**BRIEF**
All of the material below is to be restated word for word, apart from the pictures.
☆ ☆ ☆ ☆
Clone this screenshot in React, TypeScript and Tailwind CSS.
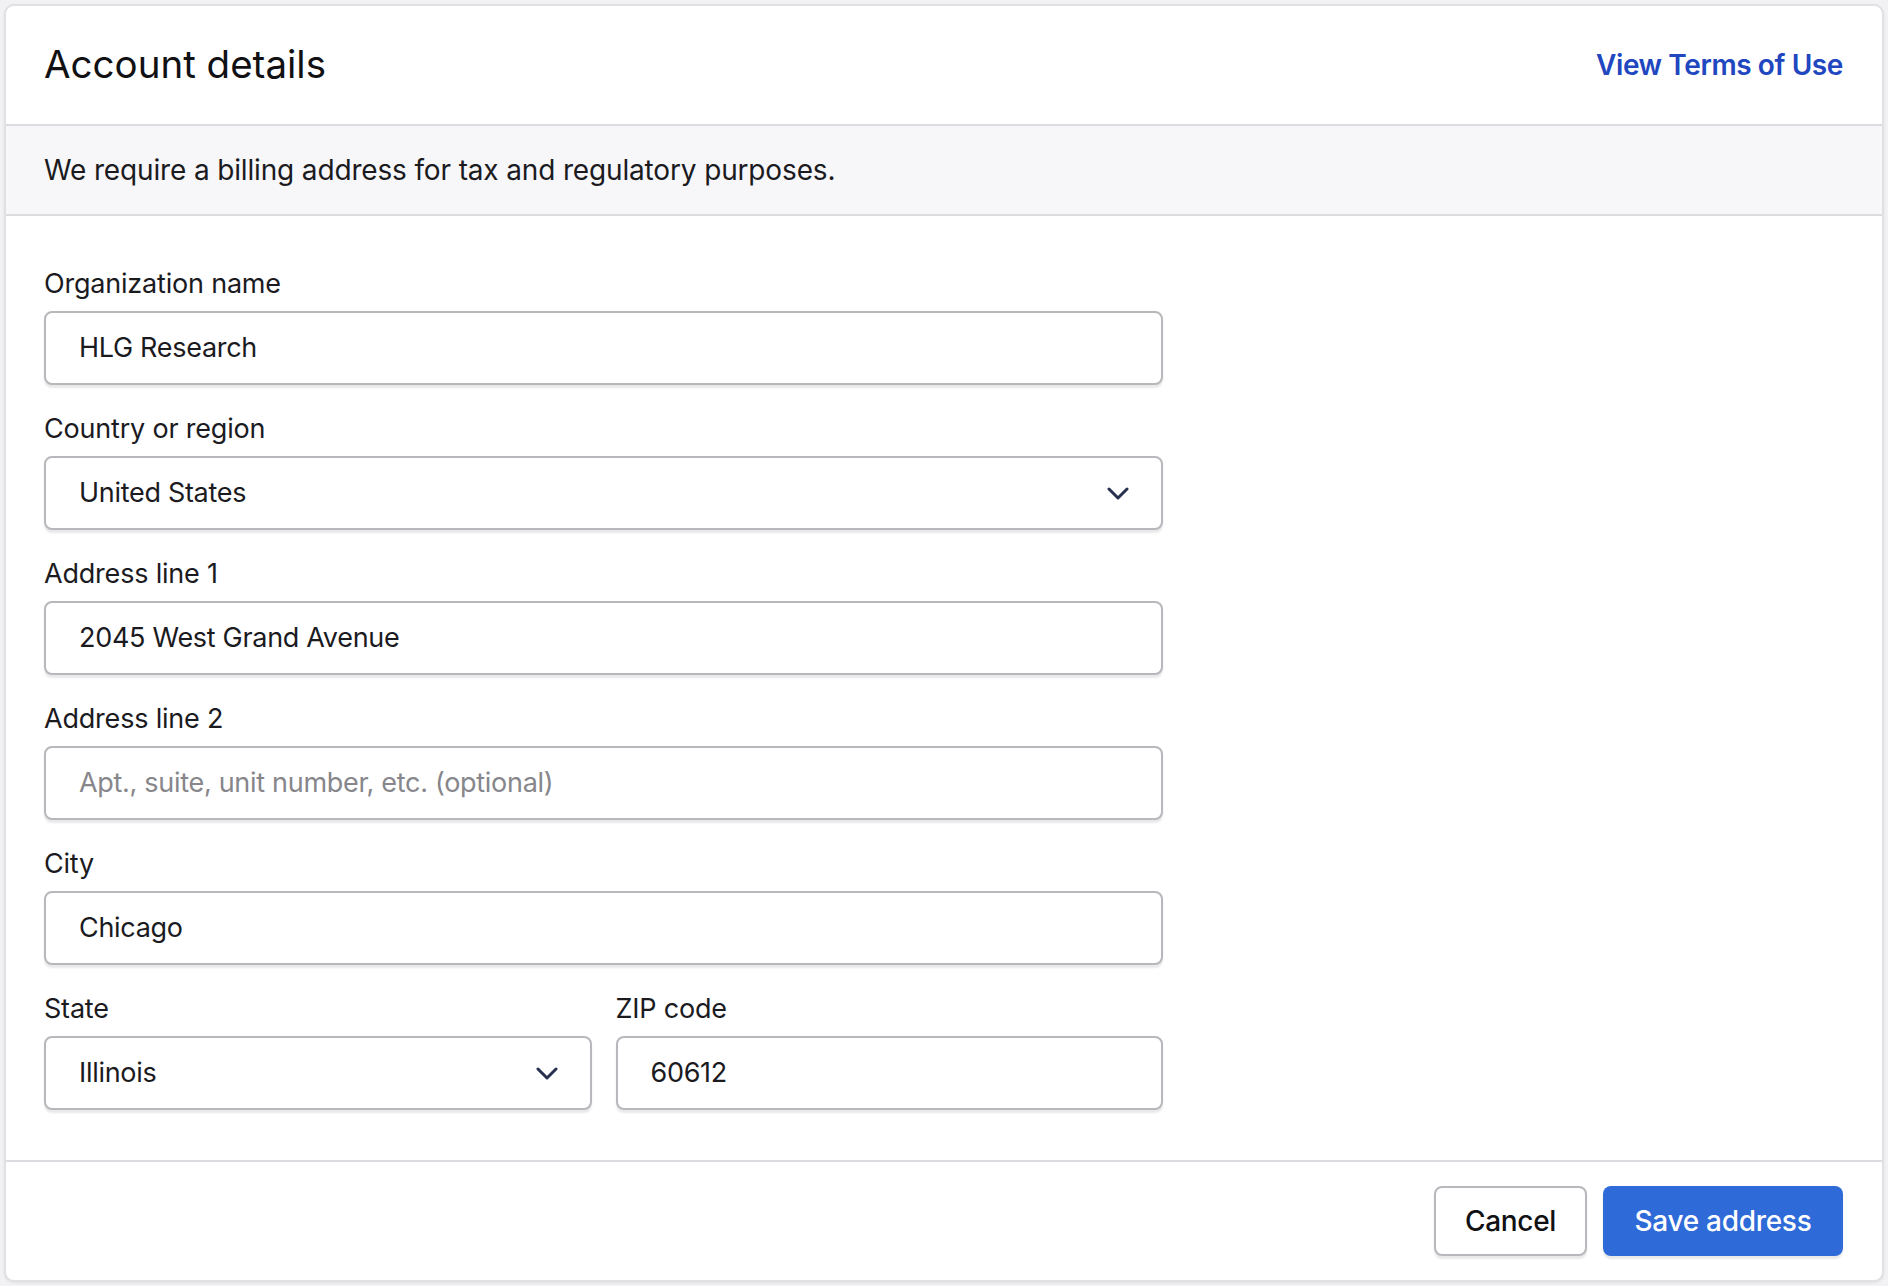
import React from "react";

function Chevron() {
  return (
    <svg width="22" height="13" viewBox="0 0 22 13" fill="none" className="shrink-0">
      <path d="M2 2 L11 11 L20 2" stroke="#27304f" strokeWidth="3" strokeLinecap="round" strokeLinejoin="round" />
    </svg>
  );
}

function Field({
  label,
  value,
  placeholder,
  select,
}: {
  label: string;
  value?: string;
  placeholder?: string;
  select?: boolean;
}) {
  return (
    <div className="flex flex-col">
      <div className="h-[38px] leading-[38px] text-[27px] tracking-[-0.2px] text-[#1b1b1f] mb-[8px]">{label}</div>
      <div className="h-[74px] rounded-[8px] border-2 border-[#b7b7bc] bg-white shadow-[0_3px_2px_rgba(0,0,0,0.09)] flex items-center pl-[33px] pr-[32px]">
        <span
          className={
            "flex-1 text-[27px] tracking-[-0.3px] " + (value ? "text-[#1b1b1f]" : "text-[#86868b]")
          }
        >
          {value ?? placeholder}
        </span>
        {select ? <Chevron /> : null}
      </div>
    </div>
  );
}

export default function App() {
  return (
    <div
      className="h-screen overflow-hidden bg-[#f2f2f4] p-[4px]"
      style={{ fontFamily: "Inter, 'Noto Sans', 'Liberation Sans', sans-serif" }}
    >
      <div className="rounded-[10px] border-2 border-[#e1e1e4] bg-white shadow-[0_1px_3px_rgba(0,0,0,0.08)] overflow-hidden">
        <div className="h-[120px] flex items-center justify-between pl-[38px] pr-[39px] border-b-2 border-[#dcdce0]">
          <h1 className="text-[38.5px] font-normal text-[#111114]">Account details</h1>
          <a className="text-[28px] font-semibold tracking-[-0.4px] text-[#2047c0]">View Terms of Use</a>
        </div>
        <div className="h-[90px] flex items-center pl-[38px] bg-[#f7f7f9] border-b-2 border-[#dcdce0]">
          <p className="text-[28px] tracking-[-0.15px] text-[#1b1b1f]">
            We require a billing address for tax and regulatory purposes.
          </p>
        </div>
        <div className="pl-[38px] pt-[49px] pb-[50px]">
          <div className="w-[1119px] flex flex-col gap-[25px]">
            <Field label="Organization name" value="HLG Research" />
            <Field label="Country or region" value="United States" select />
            <Field label="Address line 1" value="2045 West Grand Avenue" />
            <Field label="Address line 2" placeholder="Apt., suite, unit number, etc. (optional)" />
            <Field label="City" value="Chicago" />
            <div className="grid grid-cols-2 gap-[24px]">
              <Field label="State" value="Illinois" select />
              <Field label="ZIP code" value="60612" />
            </div>
          </div>
        </div>
        <div className="h-[120px] border-t-2 border-[#dcdce0] flex items-center justify-end gap-[16px] pr-[39px]">
          <button className="w-[153px] h-[70px] rounded-[8px] border-2 border-[#b7b7bc] bg-white shadow-[0_3px_2px_rgba(0,0,0,0.09)] text-[28px] font-medium tracking-[-0.3px] text-[#111114] flex items-center justify-center">
            Cancel
          </button>
          <button className="w-[240px] h-[70px] rounded-[8px] bg-[#2e6ad8] shadow-[0_3px_2px_rgba(0,0,0,0.09)] text-[28px] font-medium tracking-[-0.3px] text-white flex items-center justify-center">
            Save address
          </button>
        </div>
      </div>
    </div>
  );
}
☆ ☆ ☆ ☆
**THE COMPLETED TASK**
Clone this screenshot in React, TypeScript and Tailwind CSS.
import React from "react";

function Chevron() {
  return (
    <svg width="22" height="13" viewBox="0 0 22 13" fill="none" className="shrink-0">
      <path d="M2 2 L11 11 L20 2" stroke="#27304f" strokeWidth="3" strokeLinecap="round" strokeLinejoin="round" />
    </svg>
  );
}

function Field({
  label,
  value,
  placeholder,
  select,
}: {
  label: string;
  value?: string;
  placeholder?: string;
  select?: boolean;
}) {
  return (
    <div className="flex flex-col">
      <div className="h-[38px] leading-[38px] text-[27px] tracking-[-0.2px] text-[#1b1b1f] mb-[8px]">{label}</div>
      <div className="h-[74px] rounded-[8px] border-2 border-[#b7b7bc] bg-white shadow-[0_3px_2px_rgba(0,0,0,0.09)] flex items-center pl-[33px] pr-[32px]">
        <span
          className={
            "flex-1 text-[27px] tracking-[-0.3px] " + (value ? "text-[#1b1b1f]" : "text-[#86868b]")
          }
        >
          {value ?? placeholder}
        </span>
        {select ? <Chevron /> : null}
      </div>
    </div>
  );
}

export default function App() {
  return (
    <div
      className="h-screen overflow-hidden bg-[#f2f2f4] p-[4px]"
      style={{ fontFamily: "Inter, 'Noto Sans', 'Liberation Sans', sans-serif" }}
    >
      <div className="rounded-[10px] border-2 border-[#e1e1e4] bg-white shadow-[0_1px_3px_rgba(0,0,0,0.08)] overflow-hidden">
        <div className="h-[120px] flex items-center justify-between pl-[38px] pr-[39px] border-b-2 border-[#dcdce0]">
          <h1 className="text-[38.5px] font-normal text-[#111114]">Account details</h1>
          <a className="text-[28px] font-semibold tracking-[-0.4px] text-[#2047c0]">View Terms of Use</a>
        </div>
        <div className="h-[90px] flex items-center pl-[38px] bg-[#f7f7f9] border-b-2 border-[#dcdce0]">
          <p className="text-[28px] tracking-[-0.15px] text-[#1b1b1f]">
            We require a billing address for tax and regulatory purposes.
          </p>
        </div>
        <div className="pl-[38px] pt-[49px] pb-[50px]">
          <div className="w-[1119px] flex flex-col gap-[25px]">
            <Field label="Organization name" value="HLG Research" />
            <Field label="Country or region" value="United States" select />
            <Field label="Address line 1" value="2045 West Grand Avenue" />
            <Field label="Address line 2" placeholder="Apt., suite, unit number, etc. (optional)" />
            <Field label="City" value="Chicago" />
            <div className="grid grid-cols-2 gap-[24px]">
              <Field label="State" value="Illinois" select />
              <Field label="ZIP code" value="60612" />
            </div>
          </div>
        </div>
        <div className="h-[120px] border-t-2 border-[#dcdce0] flex items-center justify-end gap-[16px] pr-[39px]">
          <button className="w-[153px] h-[70px] rounded-[8px] border-2 border-[#b7b7bc] bg-white shadow-[0_3px_2px_rgba(0,0,0,0.09)] text-[28px] font-medium tracking-[-0.3px] text-[#111114] flex items-center justify-center">
            Cancel
          </button>
          <button className="w-[240px] h-[70px] rounded-[8px] bg-[#2e6ad8] shadow-[0_3px_2px_rgba(0,0,0,0.09)] text-[28px] font-medium tracking-[-0.3px] text-white flex items-center justify-center">
            Save address
          </button>
        </div>
      </div>
    </div>
  );
}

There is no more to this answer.